UPDATE 7-Brent oil sinks for 7th straight day, spread narrows by $1

* Brent set for longest losing streak since Oct 2012

* Coming up: weekly U.S. API inventory data at 2030 GMT

(New throughout, updates prices and market activity)

NEW YORK, July 8 (Reuters) - Brent crude slid more than $1 a barrel on Tuesday, its seventh straight decline, hitting a one-month low below $110 as Libyan oil exports looked likely to rise and fears eased of supply disruption in Iraq. U.S. oil dipped 35 cents a barrel.

Brent has shed more than 5 percent since last month, when the Iraq crisis drove prices to a nine-month high of $115.71. Brent's premium over U.S. crude slid below $6 for the first time since mid-June.

Libya's 340,000 barrel per day (bpd) El Sharara oilfield has resumed operations after a four-month strike, a spokesman for state-run National Oil Corp (NOC) said. This may free more oil for export after last week's port deal with rebels.

"The Libyan situation seems real this time around, and the market is at least giving it the benefit of the doubt that we will see more oil," said John Kilduff, a partner at Again Capital LLC in New York.

Brent crude for August delivery fell by $1.24 to $109.00 a barrel at 1:18 p.m.
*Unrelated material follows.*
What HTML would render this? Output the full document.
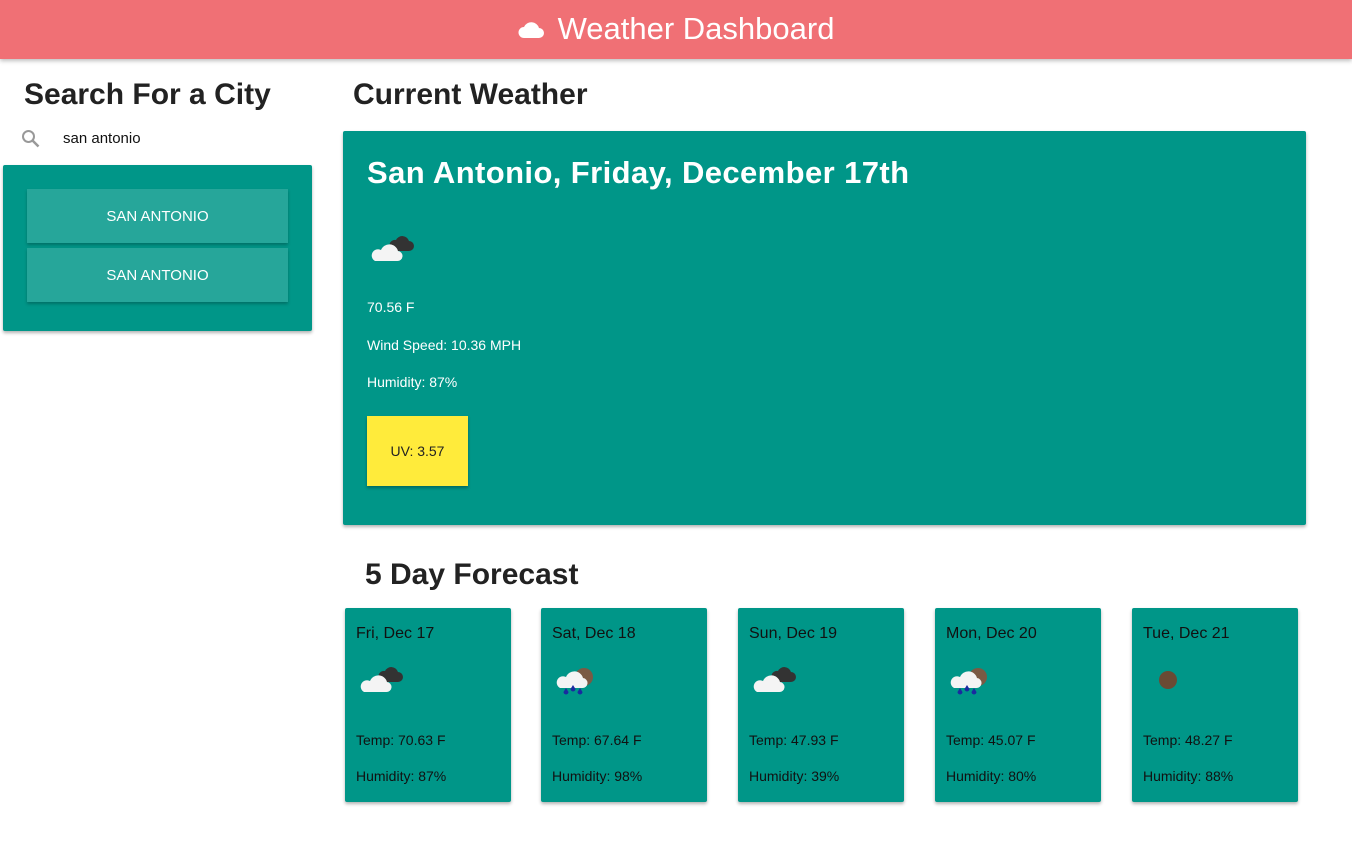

EDT (1718 GMT), after touching a session low of $108.88.

The U.S. benchmark slipped 35 cents to $103.18, on course for its eighth straight day of declines.

The spread between the two benchmarks <CL-LCO1=R> narrowed to $5.82 from Monday's settlement of $6.71.

Fears about oil exports from Iraq also eased, said Olivier Jakob, an analyst at Petromatrix in Zug, Switzerland.

"The oil fields in the south are not in direct danger, and the oil fields in the north and Kurdistan are also not in danger. So for now, it is difficult to see any strong disruptions to exports," Jakob said.

Iraq's new parliament has brought forward the date of its next session to July 13.

The Brent future contracts for delivery in September moved to a small premium over contracts for delivery next month, a condition known as "contango," which traders said was an indication of weak demand.


In Libya, preparations were under way to reopen two major oil ports in the east. Shut by protests almost a year ago, the Ras Lanuf and Es Sider ports make up more than a third of the OPEC producer's export capacity.

BNP Paribas analysts noted that questions remained about how much maintenance would be needed at oilfields and pipelines.

On Monday, a NOC spokesman said Libya's oil output was at 326,000 barrels per day, well below its post-civil war high near 1.4 million bpd.

Weekly oil inventory data from the United States was due on Tuesday and Wednesday. U.S. commercial crude inventories were forecast to have dropped in the week to July 4, a preliminary Reuters survey of five analysts showed. Distillate stockpiles were expected to have risen, with gasoline inventories unchanged.